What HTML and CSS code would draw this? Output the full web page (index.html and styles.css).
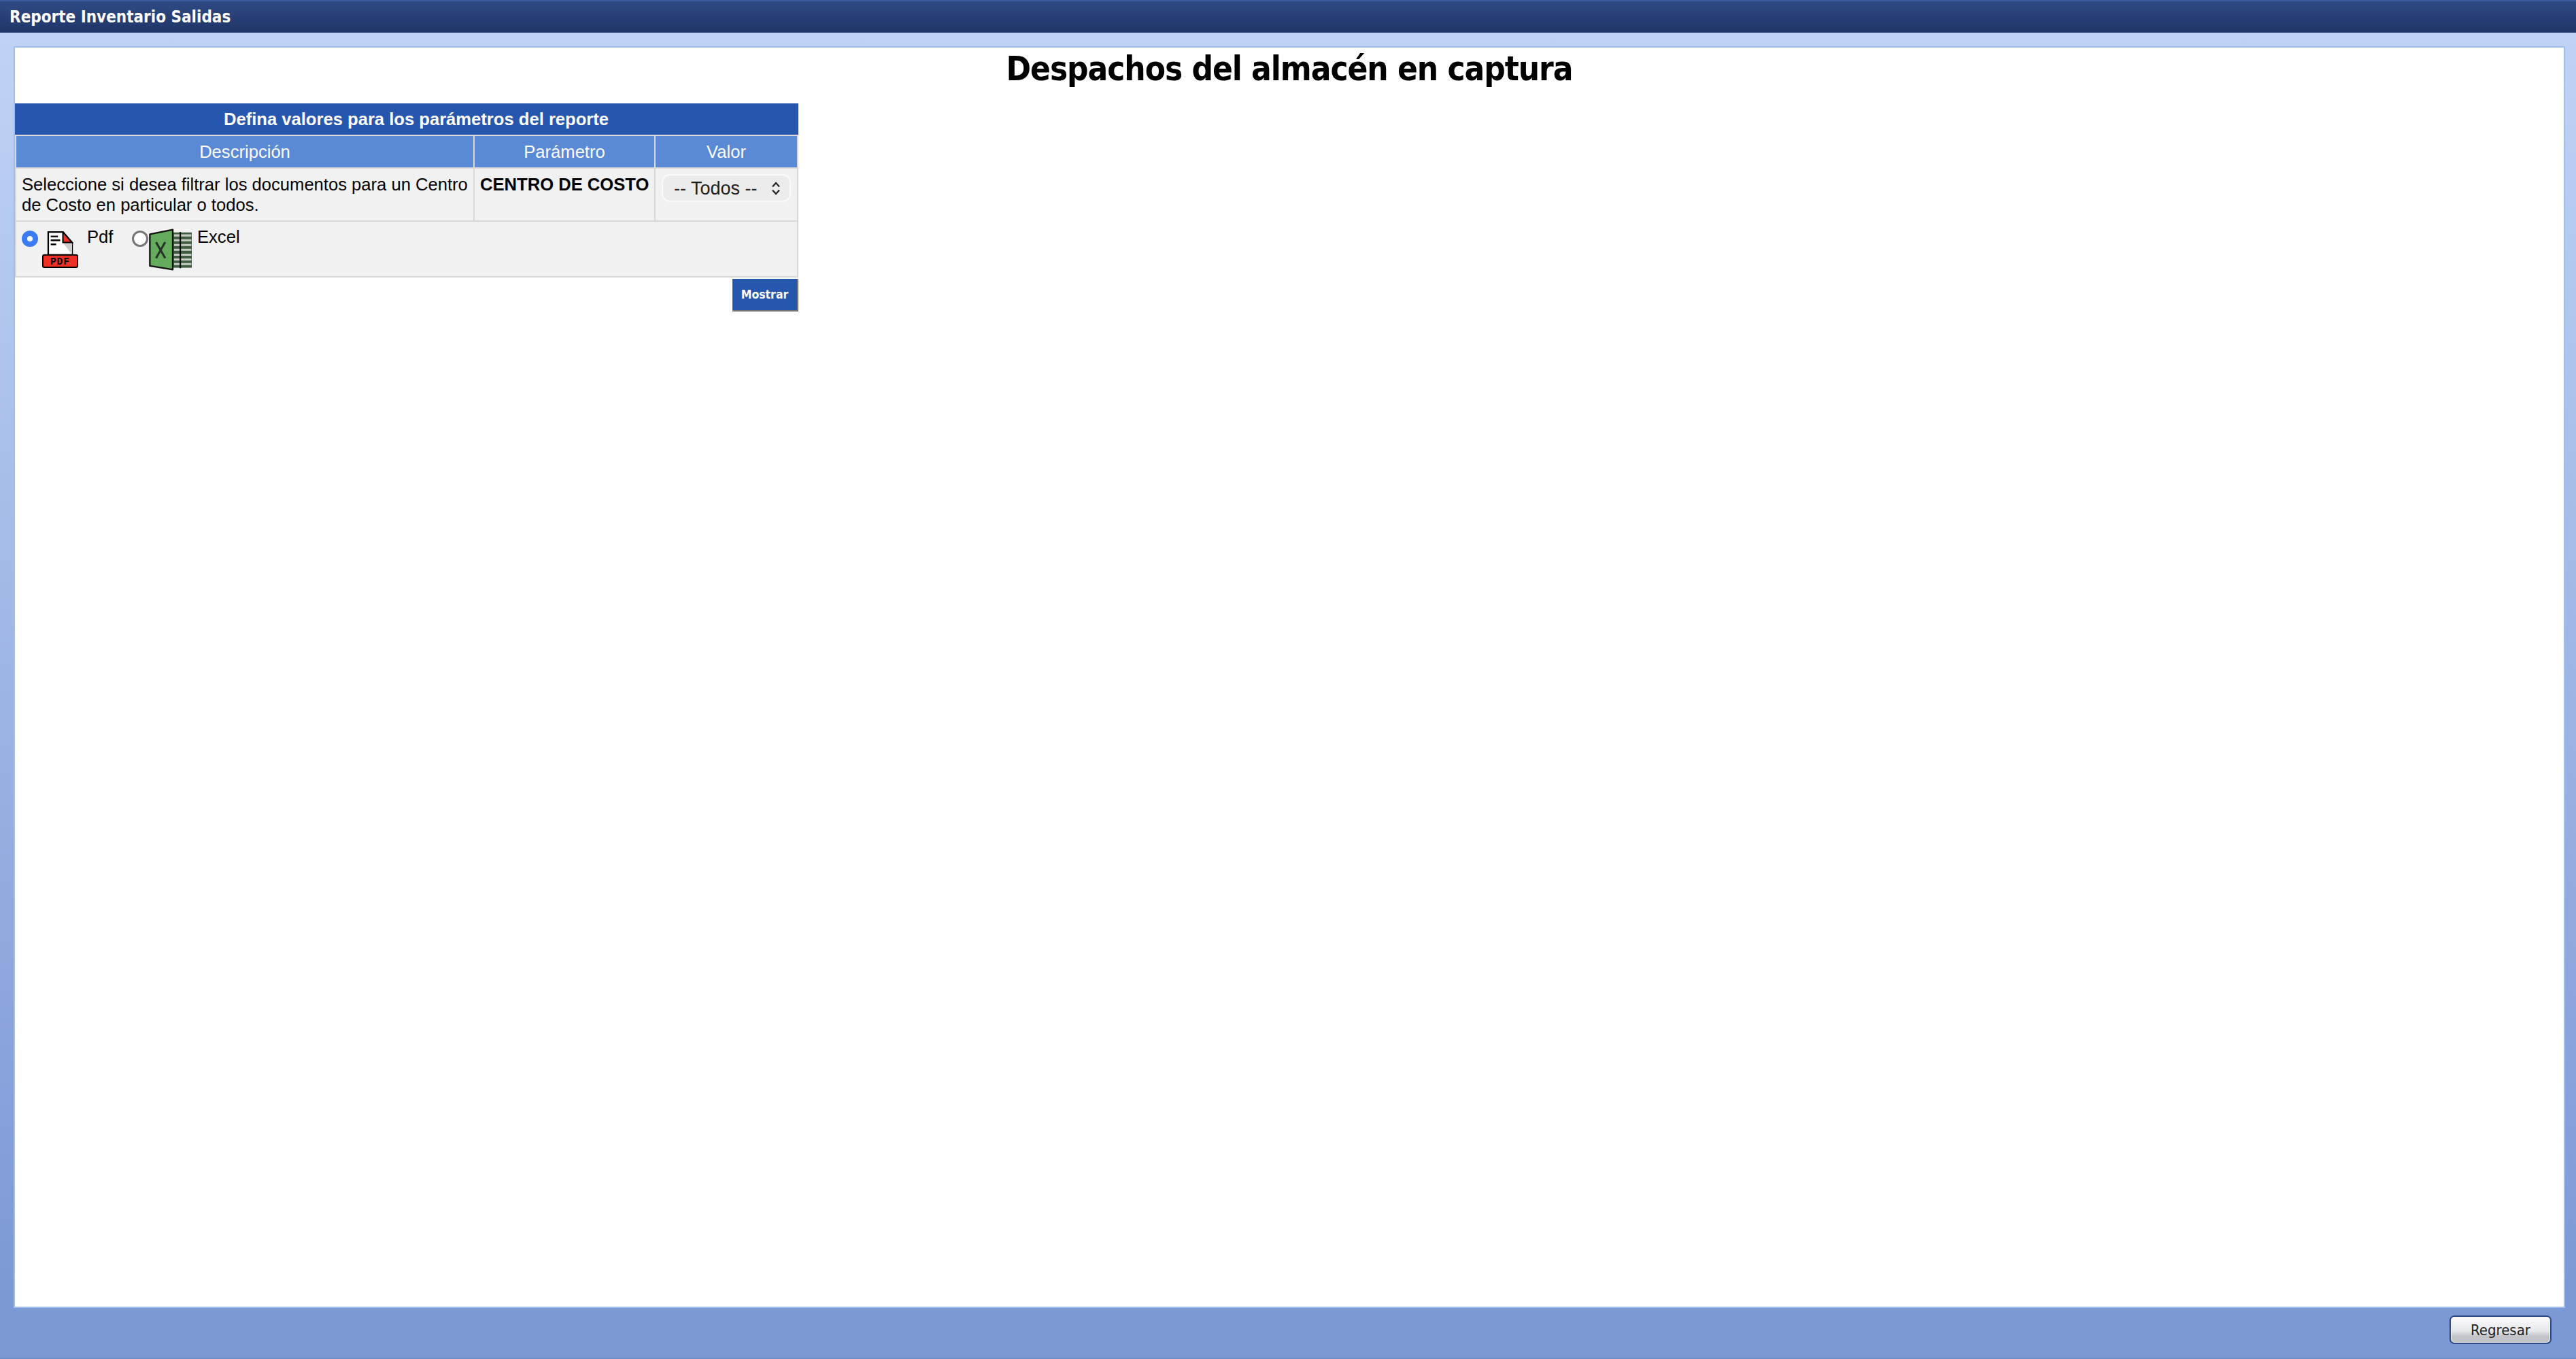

☆ ☆ ☆ ☆

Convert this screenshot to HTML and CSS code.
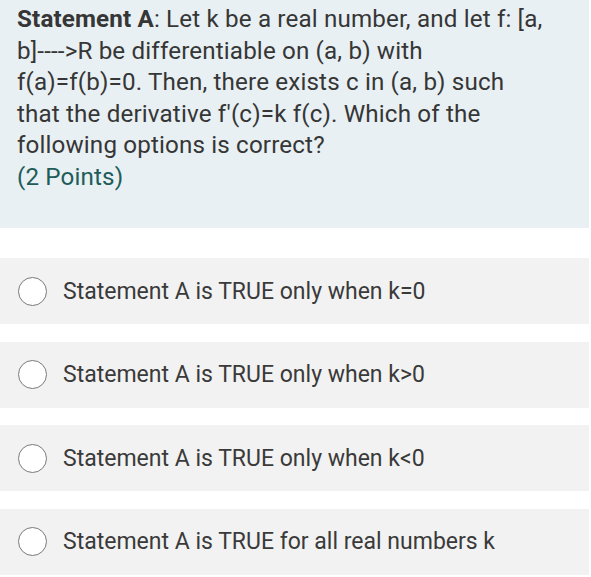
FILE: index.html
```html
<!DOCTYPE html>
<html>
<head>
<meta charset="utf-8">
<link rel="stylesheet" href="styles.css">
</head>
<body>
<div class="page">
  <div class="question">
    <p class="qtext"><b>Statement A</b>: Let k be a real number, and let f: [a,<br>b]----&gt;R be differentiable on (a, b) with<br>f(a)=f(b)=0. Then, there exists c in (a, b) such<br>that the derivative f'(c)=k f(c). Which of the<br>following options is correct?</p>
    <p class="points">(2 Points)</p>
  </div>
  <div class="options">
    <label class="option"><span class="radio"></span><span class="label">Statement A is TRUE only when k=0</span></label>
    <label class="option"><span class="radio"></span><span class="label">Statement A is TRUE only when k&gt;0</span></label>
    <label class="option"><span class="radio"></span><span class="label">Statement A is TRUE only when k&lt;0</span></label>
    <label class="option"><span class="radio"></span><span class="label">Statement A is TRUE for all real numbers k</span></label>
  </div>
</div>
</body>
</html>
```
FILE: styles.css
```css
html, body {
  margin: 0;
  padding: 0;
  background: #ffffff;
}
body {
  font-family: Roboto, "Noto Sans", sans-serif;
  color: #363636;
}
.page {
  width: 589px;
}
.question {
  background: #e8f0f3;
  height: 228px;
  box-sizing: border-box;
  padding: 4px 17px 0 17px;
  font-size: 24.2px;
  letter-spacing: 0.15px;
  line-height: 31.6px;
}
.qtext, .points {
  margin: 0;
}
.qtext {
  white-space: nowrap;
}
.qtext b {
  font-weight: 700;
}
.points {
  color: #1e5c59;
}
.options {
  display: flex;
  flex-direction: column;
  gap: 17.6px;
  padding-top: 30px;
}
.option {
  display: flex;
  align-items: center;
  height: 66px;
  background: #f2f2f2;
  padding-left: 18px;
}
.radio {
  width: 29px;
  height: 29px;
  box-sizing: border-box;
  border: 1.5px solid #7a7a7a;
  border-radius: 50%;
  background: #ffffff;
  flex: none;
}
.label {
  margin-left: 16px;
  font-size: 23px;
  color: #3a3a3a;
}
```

☆ ☆ ☆ ☆

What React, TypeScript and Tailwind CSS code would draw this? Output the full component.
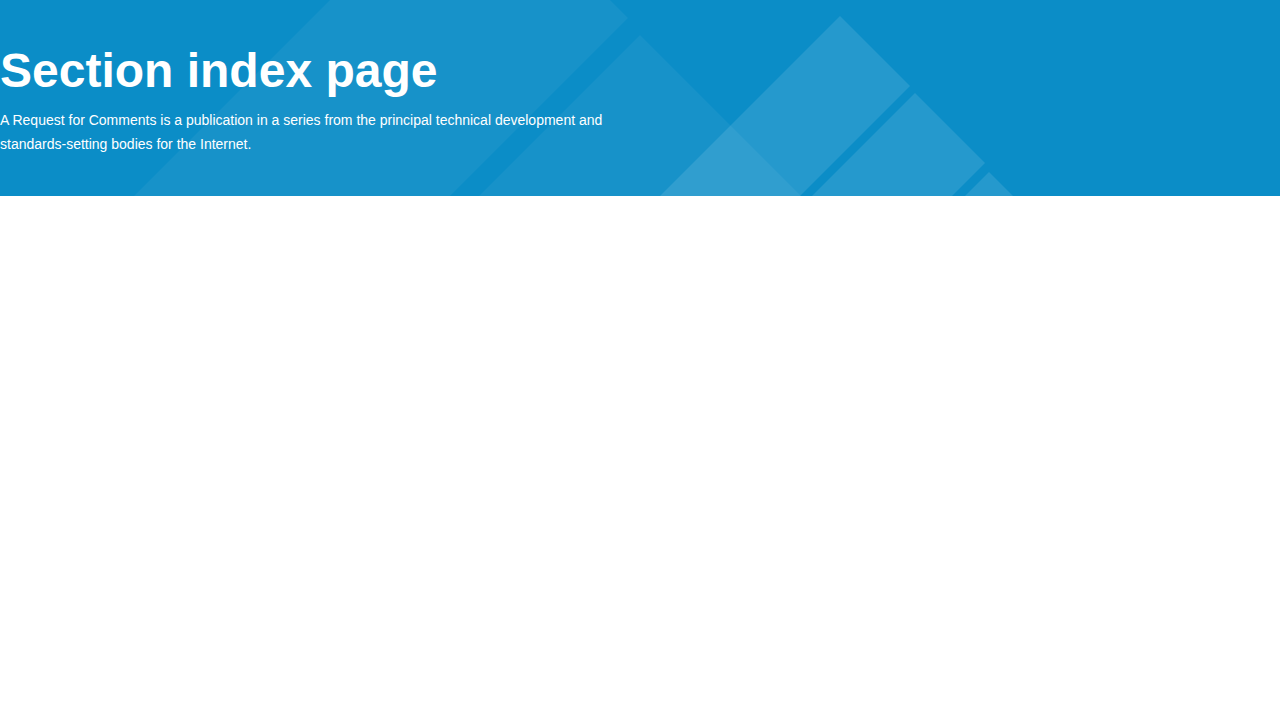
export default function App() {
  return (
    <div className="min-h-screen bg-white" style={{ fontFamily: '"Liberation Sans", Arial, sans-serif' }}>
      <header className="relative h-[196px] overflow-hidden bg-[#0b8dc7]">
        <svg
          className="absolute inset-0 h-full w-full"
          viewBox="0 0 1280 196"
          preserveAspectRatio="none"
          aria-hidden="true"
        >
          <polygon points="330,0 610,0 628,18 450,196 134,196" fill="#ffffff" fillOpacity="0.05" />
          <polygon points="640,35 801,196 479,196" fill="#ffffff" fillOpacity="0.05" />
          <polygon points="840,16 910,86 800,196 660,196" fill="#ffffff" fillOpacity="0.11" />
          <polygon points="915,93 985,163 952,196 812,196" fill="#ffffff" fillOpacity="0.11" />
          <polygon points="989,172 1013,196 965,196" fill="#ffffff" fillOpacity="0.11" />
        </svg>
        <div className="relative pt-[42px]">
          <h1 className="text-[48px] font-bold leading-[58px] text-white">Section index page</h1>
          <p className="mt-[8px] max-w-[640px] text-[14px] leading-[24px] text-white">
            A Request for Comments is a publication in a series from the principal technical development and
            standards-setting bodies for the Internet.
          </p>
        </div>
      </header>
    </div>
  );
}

☆ ☆ ☆ ☆

# [What you should do]
Check each line of the records above for the string "full", and report every line that has it.

# [Final answer]
What HTML and CSS code would draw this? Output the full web page (index.html and styles.css).
What React, TypeScript and Tailwind CSS code would draw this? Output the full component.
          className="absolute inset-0 h-full w-full"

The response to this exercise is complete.